Apart from his lyrical abilities, I really love the music arrangements on a number of the tracks: "I Love You, Honeybear" has a cool country-rock, pedal-steel vibe; "Chateau Lobby 4 (In C for Two Virgins)" has a great moment when the mariachi horns are playing; "When You're Smiling and Astride Me" sounds like California in the '60s and early '70s with its simple pop, yet cheesy movie-score arrangement. Another example of a song that sounds like California is "Strange Encounter," which to my ear sounds like the score of Valley of the Dolls meets Gram Parsons. "Bored in the USA" and "Holy Shit" have simple arrangements, yet powerful messages in the lyrics. Father John Misty is saying all the things about life that we are all too afraid to admit to ourselves.

3. Alabama Shakes, Sound & Color


Rough Trade

Another sophomore slump avoided! Alabama Shakes surprised old fans and new (including Price) with Sound & Color. Host Jill Riley describes the album that can't be categorized:

It's hard to put my finger on what Alabama Shakes are all about. When I describe their sound to people, I generally say, "They're a soul/rock band from the South." But I know that's far too simple a way to describe their vibe. In reality, Alabama Shakes draw from a number of sounds and genres. The new record Sound & Color jumps into a number of different zones. The album opener, the title track "Sound & Color," eases the listener into the record with a cool vibraphone groove. "Miss You" has a classic soul-ballad vibe that ends with a heavier rock riff and some rippin' leads vocals by Howard. "Shoegaze" is another highlight, as far as nailing the rockin' soul sound I've come to expect from Alabama Shakes.

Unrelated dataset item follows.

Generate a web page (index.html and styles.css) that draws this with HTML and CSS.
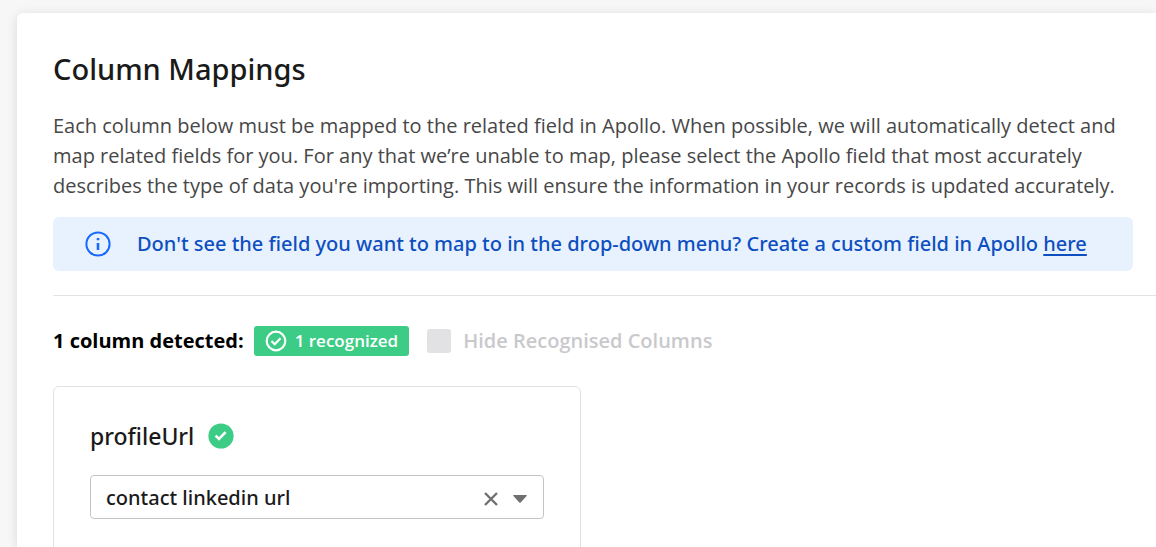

2. Courtney Barnett, Sometimes I Sit and Think and Sometimes I Just Sit


Mom + Pop

Courtney Barnett won us over with her double EP A Sea of Split Peas, but it's her debut album that cemented her place in our hearts. Mark Wheat reflects on Barnett's journey to her full-length release:

The stakes may have been high, but all you have to do is glimpse the coverage from South by Southwest to know she's pulled it off with aplomb. Especially as she has obviously taken so much care to present it as a complete album — a real LP — perfectly paced and even self-referential as a piece. There's a line in song nine, the driving 'Debbie Downer' that says; "don't stop listening, I'm not finished yet," suggesting that she's actually referring to you the listener, having spent all eight previous songs with her, thinking, 'I got her'; but she's not done yet. Song ten takes an appropriate twist towards the abstract, with almost avant garde guitar stabs and an atmospheric feel that the rest of the record had not even alluded to. And in that penultimate song on this collection, she gives us her pièce de résistance of verbal gems, ending the song with; "All I want to say is..." leaving us hanging beautifully after smart lines, like; "Don't ask me what I really mean / I am just a reflection / Of what you want to see / So take what you want from me." Which leaves me almost unable to review the record, second guessing anything that I have previously thought about the lyrics I've been immersed in for so long.

1. Tame Impala, Currents


Interscope

It's not often that the most buzzed about album also happens to be the best album, but here we are. Host Bill DeVille compares Currents to its predecessors:

Currents heads in a different direction from the first two albums. Parker has taken Tame Impala from solitary headphone music to a more dance-floor-ready sound. It's psychedelic music that you can dance to -- OK, it's not exactly funkadelic, but it's sort of funky, without losing its psychedelic edge. As Kevin Parker recently told The Guardian, "I don't like the idea that I'm a one-trick pony, even if I am! No matter what else I do, I have to make sure that Elephant isn't Tame Impala's biggest song anywhere."